Read Bishop DiMarzio’s open letter to the faithful of the Diocese of Brooklyn regarding the allegations put forth by the New York Daily News and New York State Assembly Member Margaret Markey, which the Bishop posted on his Facebook page:
Dear Brothers and Sisters in Christ,
The New York Daily News has published an article in today’s paper claiming that I attempted to bribe an elected official several years ago in order to advance the political agenda of the Catholic Church.
I want you to know that this very serious accusation against me is patently false.
This is the latest and perhaps most offensive in a series of irresponsible and inaccurate reports published by the Daily News.
Assembly Member Marge Markey told the Daily News that in a meeting in 2010 I offered her $5,000 to drop her push to reform New York State’s statute of limitations for crimes of sexual abuse against minors. The meeting Ms. Markey is referring to actually took place in 2007. It took place at our former Chancery located at 75 Greene Avenue, not Bishop Ford High School as she claimed. Present in that meeting was myself, Assembly Member Markey, Monsignor Kieran Harrington, Assembly Member Joseph Lentol, Assembly Member Vito Lopez, Richard Barnes who is executive director of the NYS Catholic Conference, and Sister Ellen Patricia Finn, O.P., who at the time was the Victim’s Assistance Coordinator for the Diocese of Brooklyn.
The meeting was arranged to discuss policy implications of Ms. Markey’s proposed legislation. Immediately following this broader meeting, I met separately with Assembly Member Markey and Sister Ellen Patricia to discuss a matter deeply personal to Ms. Markey. In that meeting I spoke of the counseling services and support the Church offers to victims of abuse without any conditions. There was absolutely no offer of money nor a quid pro quo. While the Daily News failed its ethical responsibility to contact Sister Ellen Patricia and to otherwise fact-check this story before printing it, Sister Ellen Patricia provided our diocesan lawyer with a statement. Her recollection supports my memory.
Sister Ellen Patricia is no longer employed by the Diocese of Brooklyn, nor under the authority of the Bishop. She is a dedicated victim’s advocate. She has no reason to support my story other than a commitment to the truth. Sister Ellen Patricia, the only other person present in that meeting nine years ago, remembers the conversation just as I do; there was absolutely no offer of money made.
The Daily News chose to put one person’s unsubstantiated accusation on its front page, placing the sale of newspapers, and the political agenda of its editors above journalistic integrity. In doing so they have impugned my character and slandered my name as Bishop of the Diocese of Brooklyn.
I have written a letter to Ms. Markey demanding a retraction of her false and defamatory charge of bribery.

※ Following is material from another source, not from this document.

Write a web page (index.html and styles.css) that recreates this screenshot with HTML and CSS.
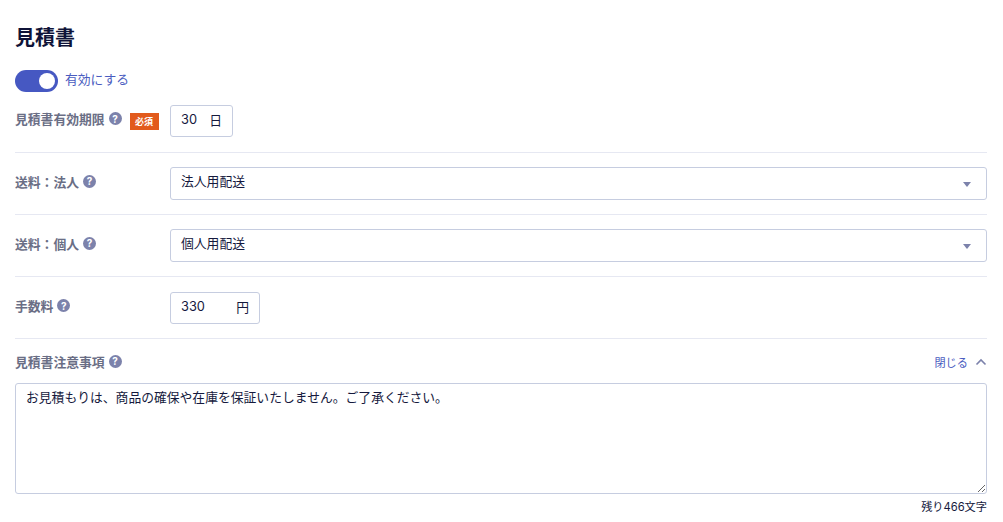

Ironically, by turning a conversation from 9 years ago into front page “news,” the New York Daily News demonstrates why statutes of limitations exist in our justice system. Memories fade, witnesses die, and evidence gets lost.

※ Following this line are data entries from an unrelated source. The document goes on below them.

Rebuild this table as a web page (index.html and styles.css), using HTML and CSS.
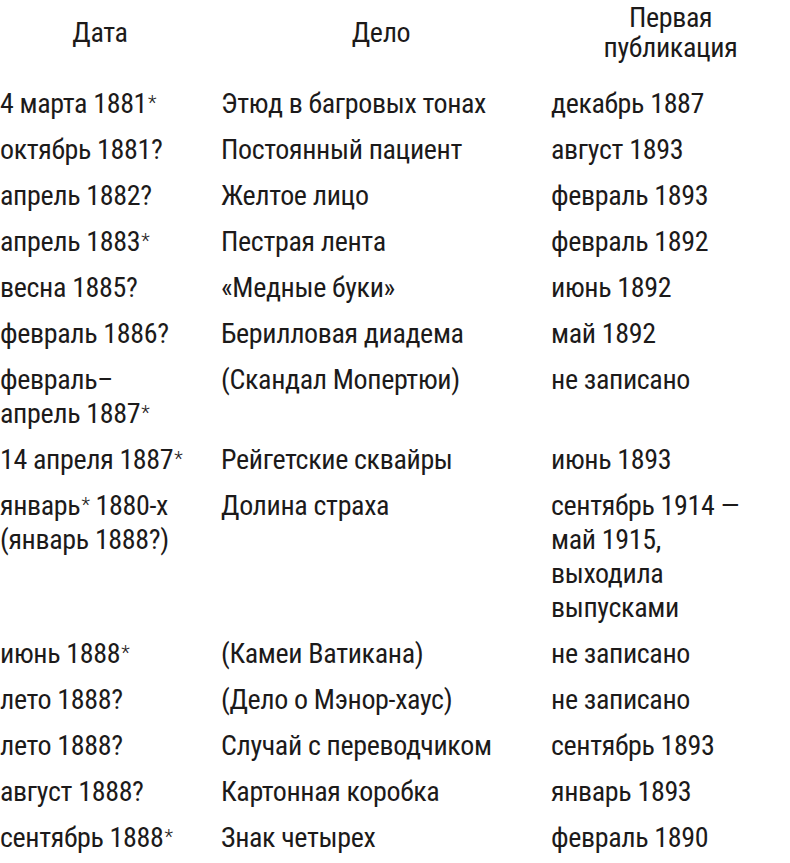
FILE: index.html
```html
<!DOCTYPE html>
<html lang="ru">
<head>
<meta charset="utf-8">
<link rel="stylesheet" href="styles.css">
</head>
<body>
<div class="table">
  <div class="head">
    <div class="c1">Дата</div>
    <div class="c2">Дело</div>
    <div class="c3">Первая<br>публикация</div>
  </div>
  <div class="row"><div class="c1">4 марта 1881<span class="ast">*</span></div><div class="c2">Этюд в багровых тонах</div><div class="c3">декабрь 1887</div></div>
  <div class="row"><div class="c1">октябрь 1881?</div><div class="c2">Постоянный пациент</div><div class="c3">август 1893</div></div>
  <div class="row"><div class="c1">апрель 1882?</div><div class="c2">Желтое лицо</div><div class="c3">февраль 1893</div></div>
  <div class="row"><div class="c1">апрель 1883<span class="ast">*</span></div><div class="c2">Пестрая лента</div><div class="c3">февраль 1892</div></div>
  <div class="row"><div class="c1">весна 1885?</div><div class="c2">«Медные буки»</div><div class="c3">июнь 1892</div></div>
  <div class="row"><div class="c1">февраль 1886?</div><div class="c2">Берилловая диадема</div><div class="c3">май 1892</div></div>
  <div class="row"><div class="c1">февраль–<br>апрель 1887<span class="ast">*</span></div><div class="c2">(Скандал Мопертюи)</div><div class="c3">не записано</div></div>
  <div class="row"><div class="c1">14 апреля 1887<span class="ast">*</span></div><div class="c2">Рейгетские сквайры</div><div class="c3">июнь 1893</div></div>
  <div class="row"><div class="c1">январь<span class="ast">*</span> 1880-х<br>(январь 1888?)</div><div class="c2">Долина страха</div><div class="c3">сентябрь 1914 —<br>май 1915,<br>выходила<br>выпусками</div></div>
  <div class="row"><div class="c1">июнь 1888<span class="ast">*</span></div><div class="c2">(Камеи Ватикана)</div><div class="c3">не записано</div></div>
  <div class="row"><div class="c1">лето 1888?</div><div class="c2">(Дело о Мэнор-хаус)</div><div class="c3">не записано</div></div>
  <div class="row"><div class="c1">лето 1888?</div><div class="c2">Случай с переводчиком</div><div class="c3">сентябрь 1893</div></div>
  <div class="row"><div class="c1">август 1888?</div><div class="c2">Картонная коробка</div><div class="c3">январь 1893</div></div>
  <div class="row"><div class="c1">сентябрь 1888<span class="ast">*</span></div><div class="c2">Знак четырех</div><div class="c3">февраль 1890</div></div>
</div>
</body>
</html>
```
FILE: styles.css
```css
html, body {
  margin: 0;
  padding: 0;
  background: #ffffff;
}
body {
  font-family: "Roboto Condensed", "DejaVu Sans Condensed", sans-serif;
  font-size: 28px;
  letter-spacing: -0.35px;
  color: #1c1a1a;
}
.table {
  display: flex;
  flex-direction: column;
}
.head, .row {
  display: grid;
  grid-template-columns: 221px 330px 1fr;
}
.head {
  align-items: center;
  line-height: 30px;
  padding-top: 3px;
  margin-bottom: 18px;
  text-align: center;
}
.head .c1 { padding-right: 21px; }
.head .c2 { padding-right: 10px; }
.row {
  line-height: 34px;
  padding: 6px 0;
}
.ast {
  font-size: 20px;
  font-weight: 300;
  line-height: 0;
  vertical-align: 3px;
  margin-left: 1px;
}
```
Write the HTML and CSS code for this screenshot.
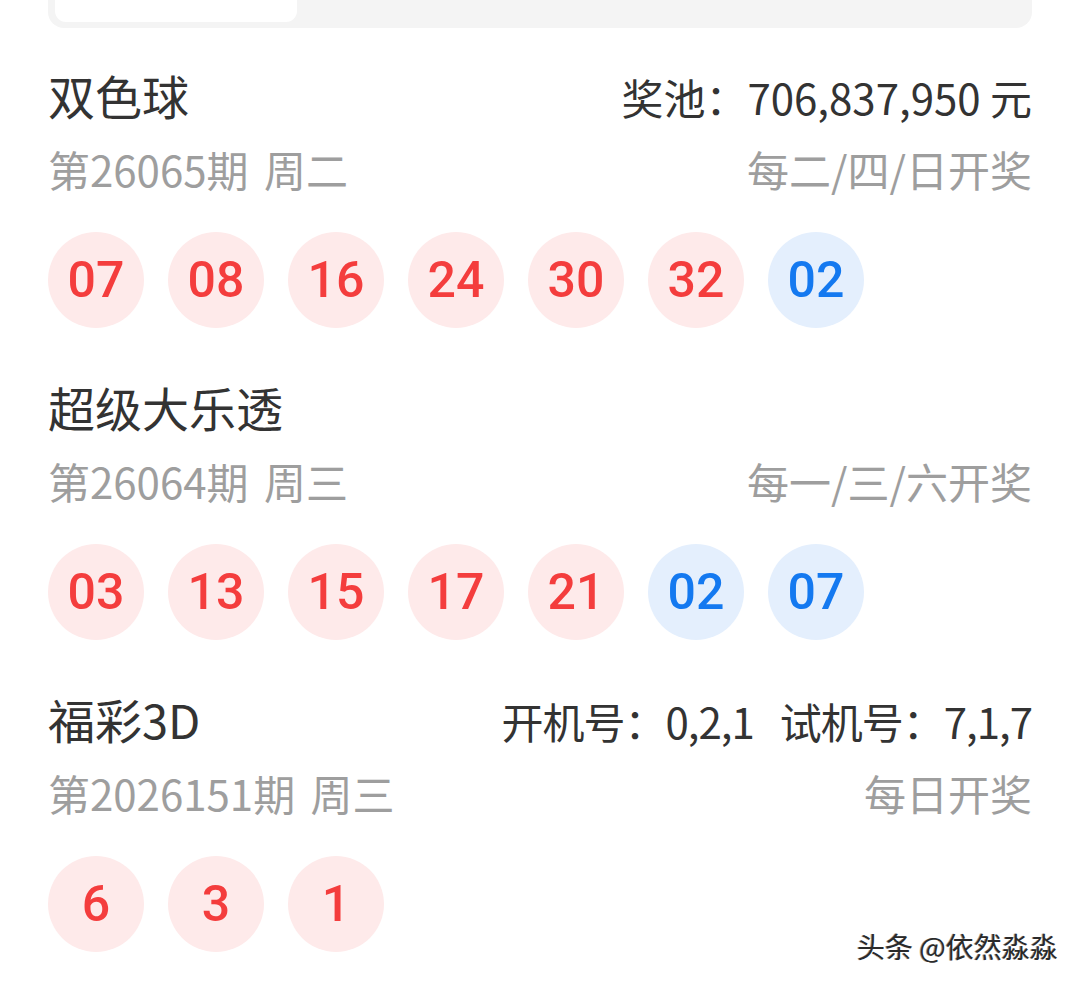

As Bishop of the Diocese, I take these matters very seriously. My concern is for the souls of those who have suffered from abuse. Without any condition, counseling and support services are offered. I would never refuse to meet with anyone who comes forward with an allegation of abuse, if they wish to meet with me, along with the Victim’s Assistance Coordinator.
I am asking for your prayers for our Diocese and for me during this challenging time, as I remember you in mine.
Sincerely in Christ,
Most Reverend Nicholas DiMarzio, Ph.D., D.D.